Mechanical designs, energy management, and performance assessment of a novel hybrid electric scooter

This research aims for developing a simple but novel hybrid electric scooter (HES) for enhancing output performance compared to electric scooters and engine scooters. The mechanical system, mechatronics, and vehicle control unit (VCU) were designed and implemented on a 125 c.c. engine vehicle. For the mechanical modification, it mainly includes: 1) integrating a 1.5kW wheel motor on the hub with a new rear arm, 2) equipping a one-way clutch between the continuously variable transmission (CVT) and the hub, 3) producing a "folded" tail pipe under the chassis. For the mechatronics, it includes: 1) modifying the accelerator with electric signal, 2) integrating a step motor on the engine throttle valve, 3) adding a programmable rapid prototyping controller to be the VCU and the harness for measurement/control signals was designed. For the energy management, three operation modes were designed according to the voltage of the accelerator: 1) EV (electric vehicle) mode: the VCU delivers the torque signal to the motor control unit (MCU) while the wheel motor was the single power source; 2) HEV-ready (hybrid electric scooter-ready) mode: before the HEV mode, a relay was controlled to activate the starter to drive the engine to the idle status; 3) HEV mode: both the motor and the engine drive the scooter with proper energy management.

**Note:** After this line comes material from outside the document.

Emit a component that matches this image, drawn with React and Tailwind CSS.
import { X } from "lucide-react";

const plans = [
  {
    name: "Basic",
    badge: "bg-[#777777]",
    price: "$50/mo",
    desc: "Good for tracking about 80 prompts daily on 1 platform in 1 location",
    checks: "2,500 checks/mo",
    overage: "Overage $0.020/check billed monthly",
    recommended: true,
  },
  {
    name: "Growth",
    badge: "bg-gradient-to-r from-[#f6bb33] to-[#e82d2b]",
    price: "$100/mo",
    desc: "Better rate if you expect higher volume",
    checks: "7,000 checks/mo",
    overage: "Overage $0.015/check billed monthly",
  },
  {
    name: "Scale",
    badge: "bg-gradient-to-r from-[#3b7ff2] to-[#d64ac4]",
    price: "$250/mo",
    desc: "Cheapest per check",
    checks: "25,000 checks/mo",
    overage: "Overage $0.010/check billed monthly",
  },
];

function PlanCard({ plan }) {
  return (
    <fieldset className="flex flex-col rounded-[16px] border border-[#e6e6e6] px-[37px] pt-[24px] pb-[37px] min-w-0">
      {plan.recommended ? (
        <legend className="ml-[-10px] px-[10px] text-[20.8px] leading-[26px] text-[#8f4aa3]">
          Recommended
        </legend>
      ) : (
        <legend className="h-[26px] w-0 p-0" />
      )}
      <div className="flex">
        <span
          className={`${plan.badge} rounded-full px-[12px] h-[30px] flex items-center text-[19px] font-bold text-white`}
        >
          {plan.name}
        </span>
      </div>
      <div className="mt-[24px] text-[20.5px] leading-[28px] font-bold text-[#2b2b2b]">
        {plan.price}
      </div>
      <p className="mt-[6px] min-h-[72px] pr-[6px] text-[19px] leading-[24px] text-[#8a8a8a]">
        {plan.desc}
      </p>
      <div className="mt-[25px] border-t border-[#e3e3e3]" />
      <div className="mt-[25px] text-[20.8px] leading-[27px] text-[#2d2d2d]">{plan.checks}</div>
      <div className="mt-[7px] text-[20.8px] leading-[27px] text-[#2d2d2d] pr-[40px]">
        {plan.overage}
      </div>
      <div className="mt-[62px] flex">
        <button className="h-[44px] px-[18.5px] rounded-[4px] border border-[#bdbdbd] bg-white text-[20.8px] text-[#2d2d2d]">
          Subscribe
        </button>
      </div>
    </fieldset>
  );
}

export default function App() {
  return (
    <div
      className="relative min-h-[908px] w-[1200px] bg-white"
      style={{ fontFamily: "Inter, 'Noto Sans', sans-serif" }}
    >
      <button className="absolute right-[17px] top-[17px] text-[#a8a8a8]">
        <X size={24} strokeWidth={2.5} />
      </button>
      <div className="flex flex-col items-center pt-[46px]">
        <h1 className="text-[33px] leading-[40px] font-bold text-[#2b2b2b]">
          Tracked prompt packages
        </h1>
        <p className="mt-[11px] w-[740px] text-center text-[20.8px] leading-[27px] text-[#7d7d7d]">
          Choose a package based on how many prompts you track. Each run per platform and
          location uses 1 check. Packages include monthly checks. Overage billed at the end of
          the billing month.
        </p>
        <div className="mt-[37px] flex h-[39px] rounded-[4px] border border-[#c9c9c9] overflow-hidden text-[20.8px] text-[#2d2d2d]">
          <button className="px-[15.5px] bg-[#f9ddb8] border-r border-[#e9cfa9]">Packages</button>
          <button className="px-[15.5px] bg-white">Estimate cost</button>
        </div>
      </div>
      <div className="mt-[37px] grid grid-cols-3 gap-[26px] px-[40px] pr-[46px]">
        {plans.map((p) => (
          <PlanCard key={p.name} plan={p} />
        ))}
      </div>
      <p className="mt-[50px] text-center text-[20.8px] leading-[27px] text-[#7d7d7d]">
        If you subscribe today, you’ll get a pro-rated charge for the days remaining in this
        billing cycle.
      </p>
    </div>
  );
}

The rule-based control was coded on the Matlab/Simulink/Stateflow platform and was downloaded to the rapid prototyping controller. To evaluate the performance, the completed HES was tested on a chassis dynamometer with a speed tracking auto-pilot under the ECE 40 driving pattern. The functions of the HEV system were verified. The key parameters were measured and analyzed. The results prove that the novel HES operates well with the novel and simple designs. More operation modes and theoretical-based energy management will be completed and verified in the future.